Expected cardinality of a randomly chosen element of the family of subsets of $\{1,\ldots,n\}$ with at most $k$-elements

As I understand the problem, the expected value is $$\frac{\sum_{i=0}^k i\binom{n}{i}}{\sum_{i=0}^k \binom{n}{i}}$$ which, for $k=n$, reduces by nice identities to $\frac{n}{2}$.

I don't know of nice formulas for partial sums of (weighted) binomial coefficients. Below are the simplified expressions for small values of $k$.

• $k=1$: $\frac{n}{n+1} \sim 1$,
• $k=2$: $\frac{2n^2}{n^2+n+2} \sim 2$,
• $k=3$: $\frac{3n^3-3n^2+6n}{n^3+5n+6} \sim 3$,
• $k=4$: $\frac{4n^4-12n^3+32n^2}{n^4-2n^3+11n^2+14n+24} \sim 4$.

(The coefficients in the denominator expressions are given by A054651; I don't find an OEIS entry for the analogous numerator coefficients.)

$\DeclareMathOperator\E{E}$As already noted by the other answers, $$\E\xi^k_n=\frac{\sum_{i=0}^ki\binom ni}{\sum_{i=0}^k\binom ni}.$$ One can then easily determine the asymptotics of $\E\xi_n^{\lfloor n\delta\rfloor}$ for fixed $0\le\delta\le1$:

Case 1: $0\le\delta<1/2$. Then $$k-\frac{\delta}{1-2\delta}\le\E\xi_n^k\le k,$$ where $k=\lfloor n\delta\rfloor$. This can be shown by approximation of $\binom ni$ by a geometric series. That is, we have $$0<i\le k\implies\binom n{i-1}=\frac i{n-i+1}\binom ni\le\frac i{n-i}\binom ni\le\frac\delta{1-\delta}\binom ni,$$ hence $$0\le j\le i\le k\implies \binom nj\le\left(\frac\delta{1-\delta}\right)^{i-j}\binom ni.$$

Thus, $$\begin{align} k-\E\xi^k_n=\frac{\sum_{i=0}^k(k-i)\binom ni}{\sum_{i=0}^k\binom ni} &=\frac{\sum_{j=1}^k\sum_{i=0}^{k-j}\binom ni}{\sum_{i=0}^k\binom ni}\\ &\le\frac{\sum_{j=1}^k\left(\frac\delta{1-\delta}\right)^j\sum_{i=j}^k\binom ni}{\sum_{i=0}^k\binom ni}\\ &\le\sum_{j=1}^k\left(\frac\delta{1-\delta}\right)^j\le\frac\delta{1-2\delta}. \end{align}$$

One can show that the lower bound is closer to the truth: $\E\xi^k_n=k-\frac\delta{1-2\delta}+O\bigl(\frac{\log n}n\bigr)$.

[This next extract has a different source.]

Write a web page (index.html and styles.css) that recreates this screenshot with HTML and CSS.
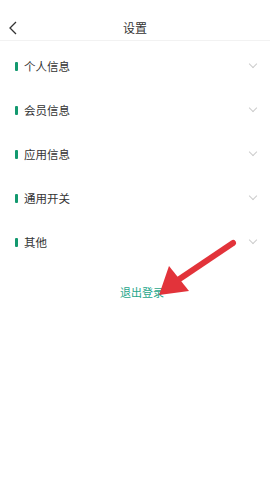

Case 2: $1/2<\delta\le1$. Then $\E\xi^k_n=\frac n2-O(\gamma^n)$ for some $\gamma<1$ (depending on $\delta$).

Indeed, Stirling bounds give $$2^n-\sum_{i=0}^k\binom ni=\sum_{i=k+1}^n\binom ni=O(\alpha^n)$$ for some constant $\alpha<2$, hence $$\E\xi^k_n=\frac{\sum_{i=0}^ni\binom ni+O(n\alpha^n)}{\sum_{i=0}^n\binom ni+O(\alpha^n)}=\frac n2+O\bigl(n(\alpha/2)^n\bigr).$$

Case 3: $\delta=1/2$. Then $$\frac n2-\frac{\sqrt n}2\le\E\xi^k_n\le\frac n2.$$ Indeed, if $Y$ is drawn from the binomial distribution $B(n,1/2)$, we have $$\frac n2-\E\xi^k_n=\E\left|Y-\frac n2\right|\le\sqrt{\E\left(Y-\frac n2\right)^2}=\sqrt{\operatorname{Var}Y}=\frac{\sqrt n}2.$$

In this case, approximation of the binomial distribution by Gaussian distribution with mean $n/2$ and variance $n/4$ suggests that the true value of $\E\xi^k_n$ should be roughly $\frac n2-\sqrt{\frac{n}{2\pi}}$, but I will not try to make this rigorous.

Let $f(n,k):=\sum_{i=0}^k\binom{n}{i}$. It can be seen that $$\sum_{i=0}^k i\binom{n}{i} = \sum_{i=1}^k n\binom{n-1}{i-1} = n\cdot f(n-1,k-1).$$ So, it remains to evaluate $$\frac{n\cdot f(n-1,k-1)}{f(n,k)},$$ where sharp bounds for the numerator and denominator are known -- e.g., see answers at Lower bound for sum of binomial coefficients?